▸ **Exercise objective**
Restate the whole listing word for word. Pictures are left out.

▸ **Provided data**

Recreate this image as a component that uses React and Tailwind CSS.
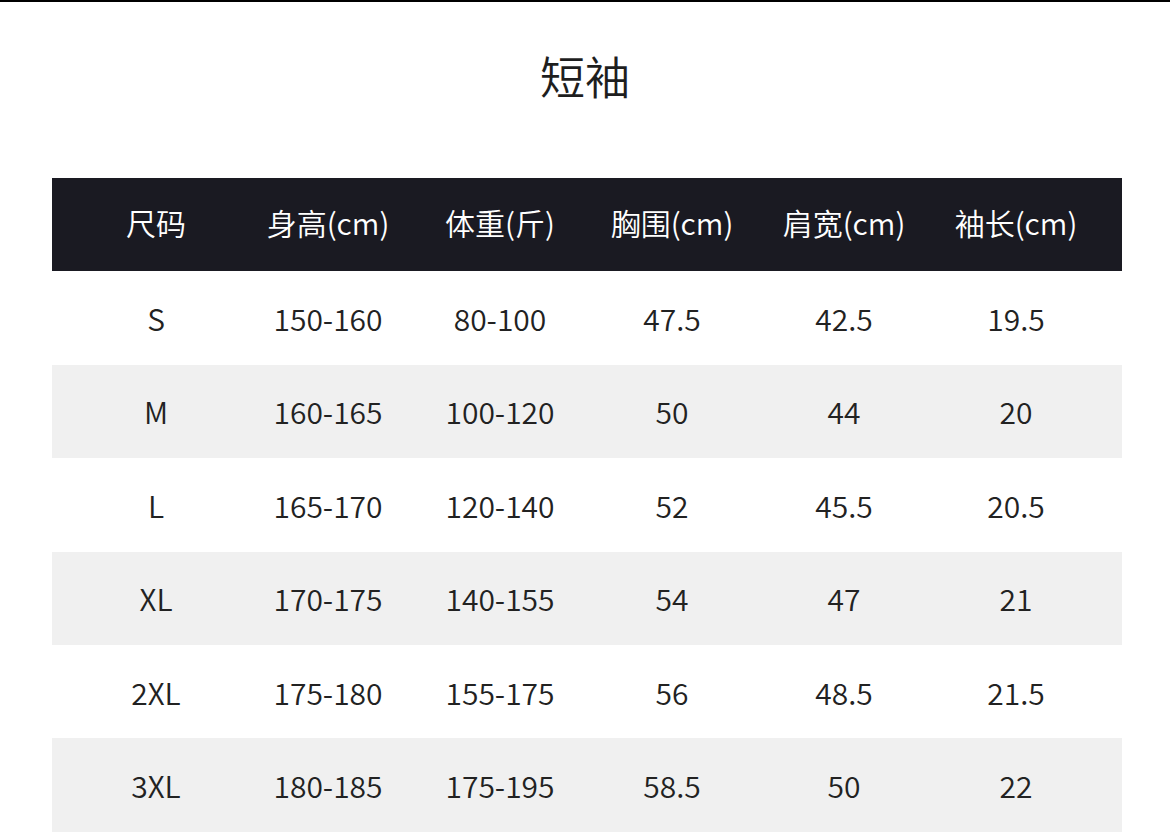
export default function App() {
  const headers = ["尺码", "身高(cm)", "体重(斤)", "胸围(cm)", "肩宽(cm)", "袖长(cm)"];
  const rows = [
    ["S", "150-160", "80-100", "47.5", "42.5", "19.5"],
    ["M", "160-165", "100-120", "50", "44", "20"],
    ["L", "165-170", "120-140", "52", "45.5", "20.5"],
    ["XL", "170-175", "140-155", "54", "47", "21"],
    ["2XL", "175-180", "155-175", "56", "48.5", "21.5"],
    ["3XL", "180-185", "175-195", "58.5", "50", "22"],
  ];
  const font = { fontFamily: '"Noto Sans CJK SC", "Noto Sans", sans-serif' };
  return (
    <div className="w-[1170px] h-[840px] bg-white border-t-2 border-black overflow-hidden" style={font}>
      <div className="h-[176px] pt-[51px] flex justify-center">
        <div className="text-[45px] leading-none font-[350] text-[#1e1e1e]">短袖</div>
      </div>
      <div className="ml-[52px] w-[1070px]">
        <div className="h-[93.4px] bg-[#1a1a22] px-[18px] pb-[5px] grid grid-cols-[repeat(6,172px)] items-center">
          {headers.map((h) => (
            <div key={h} className="text-center text-white text-[30px] font-[350] leading-none">{h}</div>
          ))}
        </div>
        {rows.map((r, i) => (
          <div
            key={r[0]}
            className={`h-[93.4px] px-[18px] grid grid-cols-[repeat(6,172px)] items-center ${i % 2 === 1 ? "bg-[#f0f0f0]" : "bg-white"}`}
          >
            {r.map((c, j) => (
              <div key={j} className="text-center text-[#222222] text-[30px] font-[350] leading-none">{c}</div>
            ))}
          </div>
        ))}
      </div>
    </div>
  );
}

▸ **Complete answer**
Recreate this image as a component that uses React and Tailwind CSS.
export default function App() {
  const headers = ["尺码", "身高(cm)", "体重(斤)", "胸围(cm)", "肩宽(cm)", "袖长(cm)"];
  const rows = [
    ["S", "150-160", "80-100", "47.5", "42.5", "19.5"],
    ["M", "160-165", "100-120", "50", "44", "20"],
    ["L", "165-170", "120-140", "52", "45.5", "20.5"],
    ["XL", "170-175", "140-155", "54", "47", "21"],
    ["2XL", "175-180", "155-175", "56", "48.5", "21.5"],
    ["3XL", "180-185", "175-195", "58.5", "50", "22"],
  ];
  const font = { fontFamily: '"Noto Sans CJK SC", "Noto Sans", sans-serif' };
  return (
    <div className="w-[1170px] h-[840px] bg-white border-t-2 border-black overflow-hidden" style={font}>
      <div className="h-[176px] pt-[51px] flex justify-center">
        <div className="text-[45px] leading-none font-[350] text-[#1e1e1e]">短袖</div>
      </div>
      <div className="ml-[52px] w-[1070px]">
        <div className="h-[93.4px] bg-[#1a1a22] px-[18px] pb-[5px] grid grid-cols-[repeat(6,172px)] items-center">
          {headers.map((h) => (
            <div key={h} className="text-center text-white text-[30px] font-[350] leading-none">{h}</div>
          ))}
        </div>
        {rows.map((r, i) => (
          <div
            key={r[0]}
            className={`h-[93.4px] px-[18px] grid grid-cols-[repeat(6,172px)] items-center ${i % 2 === 1 ? "bg-[#f0f0f0]" : "bg-white"}`}
          >
            {r.map((c, j) => (
              <div key={j} className="text-center text-[#222222] text-[30px] font-[350] leading-none">{c}</div>
            ))}
          </div>
        ))}
      </div>
    </div>
  );
}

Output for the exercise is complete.